By orchestrating many judgements across multiple judges, and adapting which pairs are shown based on previous decisions, RM Compare allows schools and systems to:

  • Assess rich, open‑ended tasks fairly
    Essays, presentations, prototypes, performances, portfolios in different media can all be judged on the same scale, because what matters is the quality of understanding, not the format.
  • Respect professional expertise
    Teachers make the kinds of comparative, holistic judgements they are naturally good at, rather than forcing their insights through ever finer rubric descriptors.
  • Turn moderation into learning
    Because judgements are distributed, teachers see a wide range of work. Conversations about “why this one is stronger” surface tacit knowledge about quality and help build shared standards.
  • Generate exemplars and trajectories
    The ordered set of responses becomes a powerful library for planning, feedback, and student self‑assessment. When used across drafts, it can also show how individual pieces move up the scale as students respond to feedback and exemplars.

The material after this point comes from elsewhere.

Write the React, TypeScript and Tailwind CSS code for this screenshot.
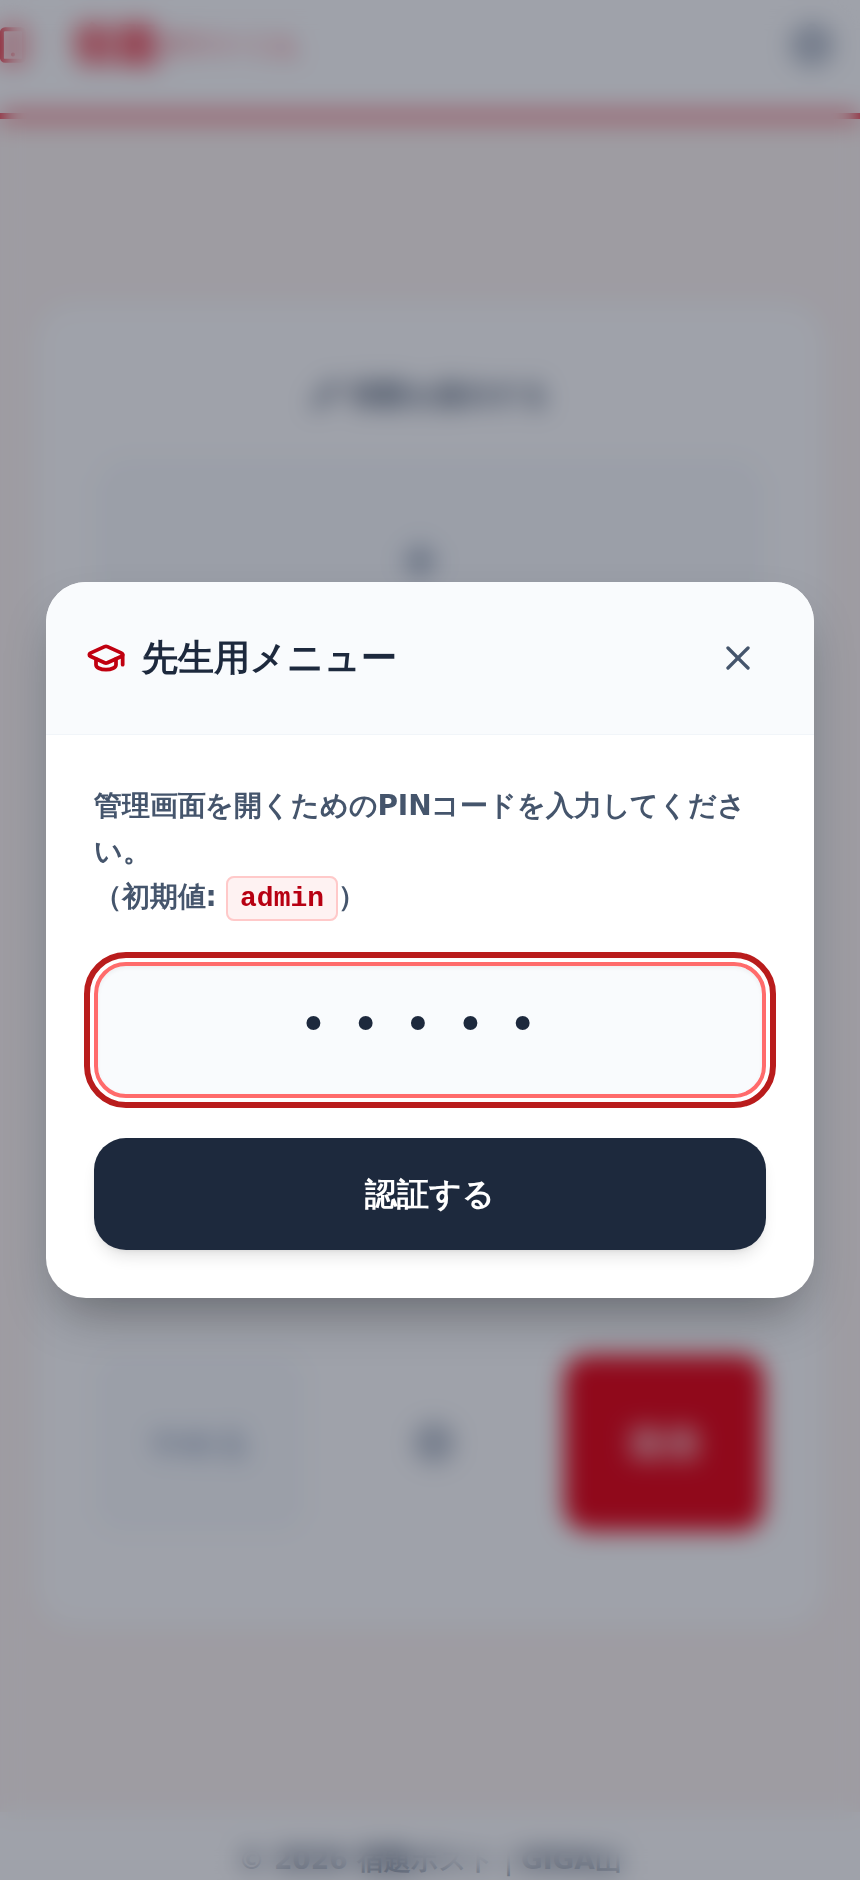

Seen through an antifragility lens, ACJ and RM Compare provide something the old system lacks: a way of turning variation, uncertainty, and even disagreement into assets. The more diverse the work, the more useful information the process generates. The more cycles of judging and revision you run, the more students and teachers gain from exposure to what others have attempted.

From Oak to Hive: An Invitation

If we continue to treat AI as a threat to be contained, our best case is a slightly more fortified version of the same fragile structures. We will spend increasing amounts of time and money propping up formats that are steadily losing their meaning, and we will ask students to jump through hoops we know are misaligned with the world they are entering.

There is another option.

We can treat AI as a forcing function that pushes us towards tasks, judgements, and systems that are harder to fake precisely because they are richer, more human, and more open. We can design curriculum that regularly sends students to explore big ideas in unpredictable ways. And we can back that curriculum with assessment that welcomes diversity of response, operates holistically, and uses comparison and iteration to turn volatility into learning.

Resilience helped our systems survive the last era. In this one, resilience without optionality is just a very sturdy way of being fragile. If we want education that actually gets better from the shocks ahead, we need more hives and fewer oaks – and we will need tools like RM Compare to make that possible in practice.